What that might look like if he actually wins the Oval Office is anyone’s guess.

S. Awan

Independent journalist. Pariah. Believer in human rights, human dignity and liberty. Musician. Substandard Jedi. All-round failure. And future ghost.

0 Comments

  1. If he wins the presidency (and I think he will because Sanders is the only one that can beat him but we know he won’t get the Democratic nomination) I will tell people I’m from Canada.

      • Patriotism isn’t about mindless love (if you can even call it that) of country, as the right would like for people to believe. That said, a Trump presidency is nothing I’d ever be proud of. I can see why it’s happening, and the reality is everyone is to blame. The elites, the masses, even the vaunted “middle class”. The middle class fell asleep at the wheel because they thought they deserved their good fortune and the “poors” deserved it. They never acknowledged the help they got from the government to get where they are, they simply “worked” for their prosperity. They never thought the elites looked down on them (lol). Guess it hurts to learn too late right? Now they are part of the massive underclass and boy does it suck. This is not schadenfreude on my part (it sucks to be poor no matter who you are or what your history) but it’s an issue of me saying “what the hell did you expect? why did it take this long for you to wake up? did you really think you were one of them?”

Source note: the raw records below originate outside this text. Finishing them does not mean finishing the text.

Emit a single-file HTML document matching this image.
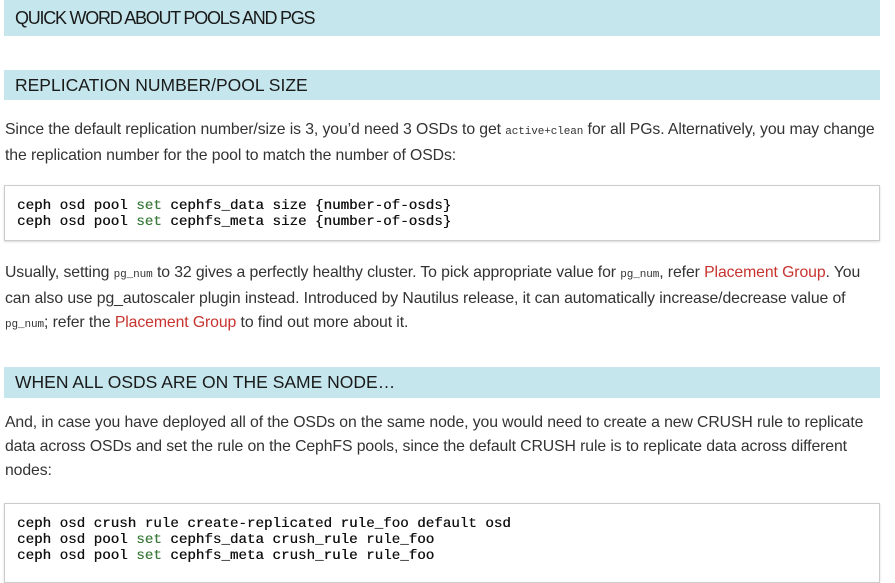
<!DOCTYPE html>
<html><head><meta charset="utf-8"><style>
*{margin:0;padding:0;box-sizing:border-box}
body{width:895px;height:575px;overflow:hidden;background:#fff;position:relative;font-family:"Liberation Sans",Arial,sans-serif;color:#333}
.h{position:absolute;left:4px;width:876px;background:#c4e6ec;color:#1a1a1a;font-size:17.5px;padding-left:11px;white-space:nowrap}
.p{position:absolute;left:5px;width:890px;font-size:15.8px;line-height:24px;color:#333;white-space:nowrap;letter-spacing:-0.1px}
.code{position:absolute;left:4px;width:876px;border:1px solid #ccc;box-shadow:0 1px 2px rgba(0,0,0,.15);background:#fff;font-family:"Liberation Mono",monospace;font-size:14.2px;line-height:16px;color:#111;text-shadow:0.3px 0 0 #111;padding-left:12px;white-space:pre}
.g{color:#3a7a3a;text-shadow:0.3px 0 0 #3a7a3a}
.a{color:#c8332e}
code{font-family:"Liberation Mono",monospace;font-size:11px}
</style></head><body>
<div class="h" style="top:0;height:36px;line-height:36px;font-size:18px;letter-spacing:-1.25px">QUICK WORD ABOUT POOLS AND PGS</div>
<div class="h" style="top:70px;height:30px;line-height:30px">REPLICATION NUMBER/POOL SIZE</div>
<div class="p" style="top:118px">Since the default replication number/size is 3, you’d need 3 OSDs to get <code>active+clean</code> for all PGs. Alternatively, you may change<br>the replication number for the pool to match the number of OSDs:</div>
<div class="code" style="top:185px;height:56px;padding-top:12px">ceph osd pool <span class="g">set</span> cephfs_data size {number-of-osds}
ceph osd pool <span class="g">set</span> cephfs_meta size {number-of-osds}</div>
<div class="p" style="top:261px">Usually, setting <code>pg_num</code> to 32 gives a perfectly healthy cluster. To pick appropriate value for <code>pg_num</code>, refer <span class="a">Placement Group</span>. You<br>can also use pg_autoscaler plugin instead. Introduced by Nautilus release, it can automatically increase/decrease value of<br><code>pg_num</code>; refer the <span class="a">Placement Group</span> to find out more about it.</div>
<div class="h" style="top:367px;height:31px;line-height:31px">WHEN ALL OSDS ARE ON THE SAME NODE…</div>
<div class="p" style="top:411px">And, in case you have deployed all of the OSDs on the same node, you would need to create a new CRUSH rule to replicate<br>data across OSDs and set the rule on the CephFS pools, since the default CRUSH rule is to replicate data across different<br>nodes:</div>
<div class="code" style="top:503px;height:80px;padding-top:12px">ceph osd crush rule create-replicated rule_foo default osd
ceph osd pool <span class="g">set</span> cephfs_data crush_rule rule_foo
ceph osd pool <span class="g">set</span> cephfs_meta crush_rule rule_foo</div>
</body></html>
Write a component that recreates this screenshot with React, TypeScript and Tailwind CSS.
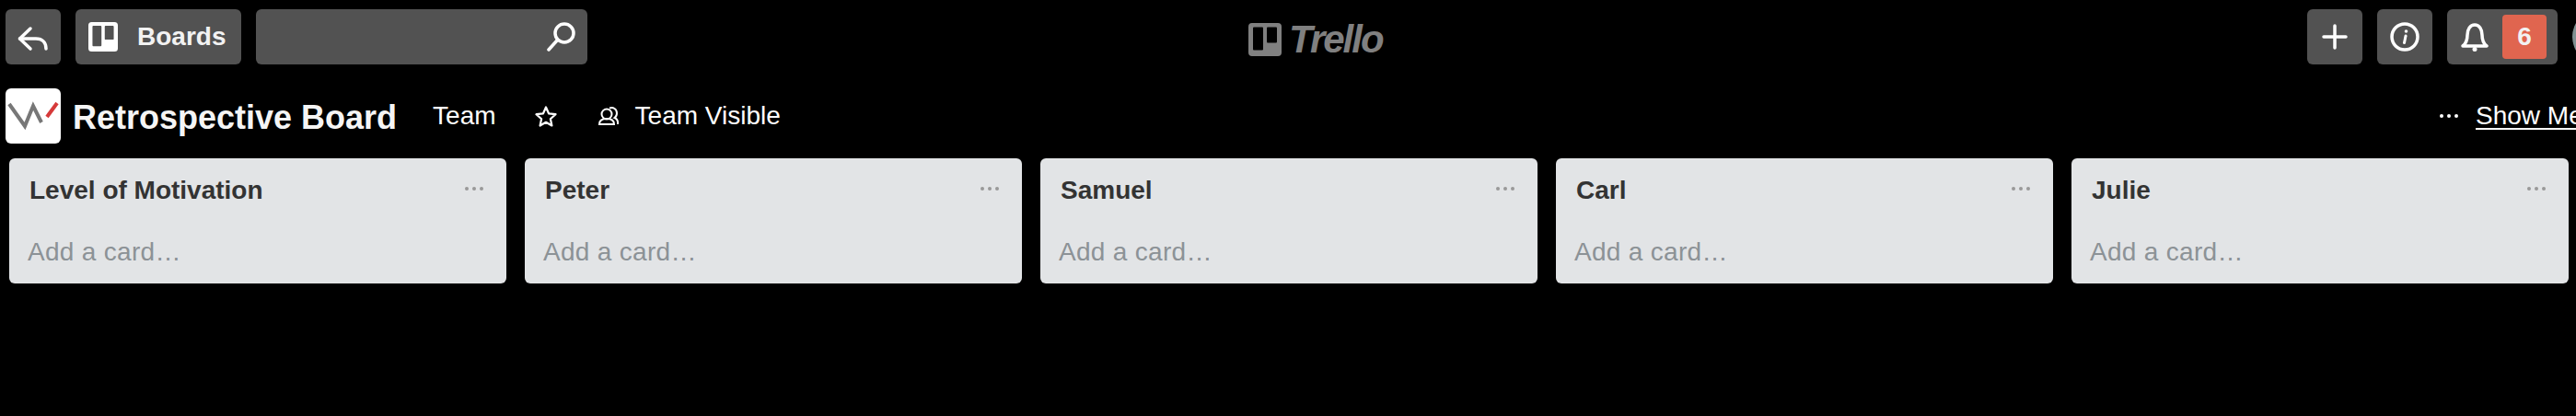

        Yes the elites shoulder a major part of the blame, but that’s to be expected. Desperate poor people aren’t expected to make clear eyed long term decisions, so if they support a fascist like Trump, it’s regrettable though completely understandable. But the middle class…everybody says how sad it is that it’s dying a slow death, blah blah blah…because they matter and poor people don’t right? If poor people suffer, it’s to be expected, if middle class people suffer, it’s such a tragedy. For some reason, my heart refuses to bleed for them.

        My feelings are very mixed (to say the least). I love my country. I went out of my way to get naturalized, it continues to be one of the proudest moments of my life. But a part of me thinks, “maybe this is just desserts”. I know that’s not right…there are many people who will suffer, and they did not choose this path, they were born into it. So I do have some sympathy there. Still, the people of Libya, Iraq, Syria…they did not deserve it either. Will Americans learn by being treated the same way they have treated others? I don’t know…but I guess we will find out soon enough.